Sea otters run hot. It’s not just a manner of speaking: Scientists have found that the furry mammals’ metabolisms work at a rate three times what might normally be expected from a creature their size, burning swiftly through calories.
They seem to be using much of that energy to generate heat, keeping themselves at a toasty 98.6 degrees Fahrenheit in the frigid ocean, where staying warm is a matter of life and death. But the details of their conversion of food and oxygen into vast reserves of heat have been obscure. Now researchers studying sea otters’ muscles report that the feat involves using the mitochondria in their muscle cells in an unexpected way.

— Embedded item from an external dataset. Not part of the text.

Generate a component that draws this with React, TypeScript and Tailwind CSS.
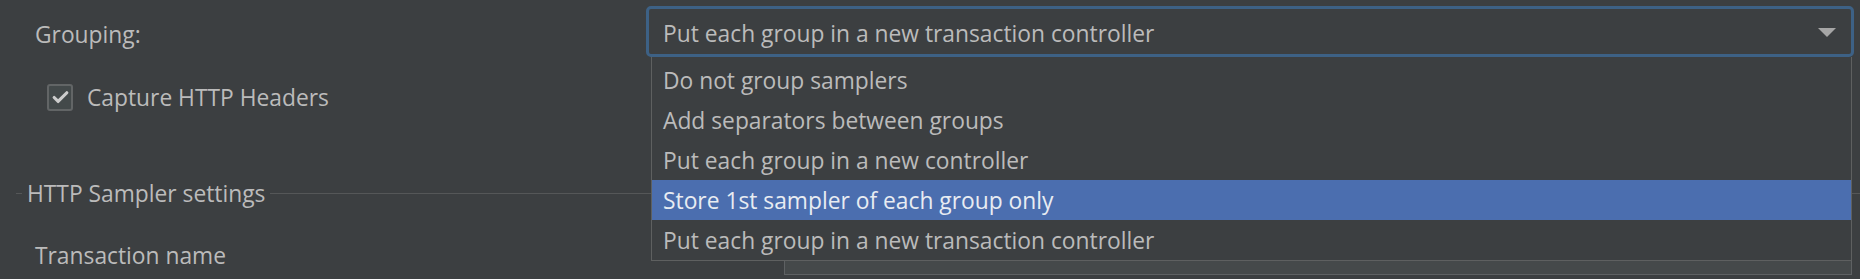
import { Check } from "lucide-react";

const options = [
  "Do not group samplers",
  "Add separators between groups",
  "Put each group in a new controller",
  "Store 1st sampler of each group only",
  "Put each group in a new transaction controller",
];

const font = { fontFamily: '"Open Sans", "Noto Sans", sans-serif' };

export default function App() {
  const selected = 3;

  return (
    <div
      className="relative h-[279px] w-[1860px] overflow-hidden bg-[#3c3f41] text-[22.8px] text-[#bbbbbb]"
      style={font}
    >
      <div className="flex flex-col pt-[6px]">
        {/* Grouping row */}
        <div className="flex items-center">
          <div className="w-[646px] pt-[7px] pl-[35px] leading-none">Grouping:</div>
          <div className="mr-[6px] flex h-[51px] flex-1 items-center rounded-[5px] border-[3px] border-[#3d6185] pr-[15px] pl-[14px]">
            <span className="flex-1 pt-[6px] leading-none">
              Put each group in a new transaction controller
            </span>
            <svg width="18" height="10" viewBox="0 0 18 10" className="mt-[2px]">
              <polygon points="0,0 18,0 9,9" fill="#a6a6a6" />
            </svg>
          </div>
        </div>

        {/* Capture checkbox */}
        <div className="mt-[27px] flex items-center gap-[14px] pl-[47px]">
          <div className="flex h-[27px] w-[26px] items-center justify-center rounded-[3px] border-2 border-[#626566] bg-[#43494a]">
            <Check className="h-[19px] w-[19px] text-[#cccccc]" strokeWidth={4} />
          </div>
          <span className="pt-[2px] leading-none">Capture HTTP Headers</span>
        </div>

        {/* HTTP Sampler settings */}
        <div className="mt-[67px] flex h-[30px] items-center pl-[16px]">
          <div className="h-px w-[6px] bg-[#555758]" />
          <span className="px-[5px] pt-[2px] leading-none">HTTP Sampler settings</span>
          <div className="h-px flex-1 bg-[#555758]" />
        </div>

        <div className="mt-[30px] flex items-center">
          <span className="w-[784px] pl-[35px] leading-none">Transaction name</span>
          <div className="mr-[8px] h-[37px] flex-1 border border-[#5e6163] bg-[#45494a]" />
        </div>
      </div>

      {/* Open dropdown popup */}
      <div className="absolute top-[57px] left-[651px] w-[1201px] border border-t-0 border-[#5e6060] bg-[#3c3f41] pt-[3px]">
        {options.map((opt, i) => (
          <div
            key={opt}
            className={
              i === selected
                ? "flex h-[40px] items-center bg-[#4b6eaf] pt-[2px] pl-[11px] text-[#e8ecf2]"
                : "flex h-[40px] items-center pt-[2px] pl-[11px]"
            }
          >
            {opt}
          </div>
        ))}
      </div>
    </div>
  );
}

Their study was published Thursday in the journal Science.
Unlike whales and polar bears, sea otters don’t have a thick insulating layer of blubber, and their celebrated fur — the thickest in the world, with up to 2.6 million hairs per square inch — is not enough on its own to keep them alive in an ocean that can hover on the edge of freezing. Muscles generate heat as they contract, but scientists have known for some time there is another way that muscles can help animals keep warm, a cellular process with the delightful name of proton leak.
Inside almost all animal cells, little pill-shaped organelles called mitochondria break down sugar molecules to extract energy. (Mitochondria are often called the powerhouses of the cell.) During the final stage of this process, protons pop through a membrane. In biology textbooks, the protons helpfully trickle through tiny spinning pores, driving them like water wheels to make adenosine triphosphate, a compound that serves as the molecular battery powering cellular processes.
But reality is not always so tidy. If protons build up faster than the little water wheels can clear them, they seep across the membrane in other ways. And in skeletal muscle cells, this leakage of protons produces substantial amounts of heat. This is thought to contribute to keeping polar animals warm, said Traver Wright, a professor at Texas A&M University and an author of the new paper.
To see how much proton leak might be occurring in sea otters, Dr. Wright and his colleagues put samples of muscle cells from 21 animals into a special chamber that allowed the researchers to monitor the ins and outs of the cells’ mitochondria. They found that sea otters are capable of tremendous quantities of proton leak, suggesting substantial heat-generating capacity. And they were surprised to discover that this ability was present in both tiny otters and full-grown adults.
In general, an organism’s metabolic capacity is linked to its activity level, Dr. Wright said. But young otters, of an age when they would often be resting on their mother; adults of all sizes; and even a relatively inactive captive otter all had similarly high metabolisms and a great capacity for proton leak. In fact, they had higher rates than even Iditarod sled dogs.
“Their leak metabolic rate isn’t anywhere near as high as in sea otters,” said Dr. Wright of the dogs. For otters, he added, “that heat generation is really the driving force of their metabolic development.”
Sea otters are churning through calories even without a lot of physical activity because that energy goes straight into heat, the results suggest. Otters are among the only animals so far for whom proton leak can explain almost all of their elevated metabolism, Dr. Wright said.
The researchers are hoping to study the metabolisms of a variety of animals. They have already published related work on elephant seals, enormous creatures whose lives include both frenetic diving and eating while at sea, as well as weeks of extended lounging on the beach.
Curiously, while the seals loll on the sand for a month, their metabolic capacity does not decrease. Humans taking a similar hiatus from movement with a piña colada and beach reading in hand would not be so lucky.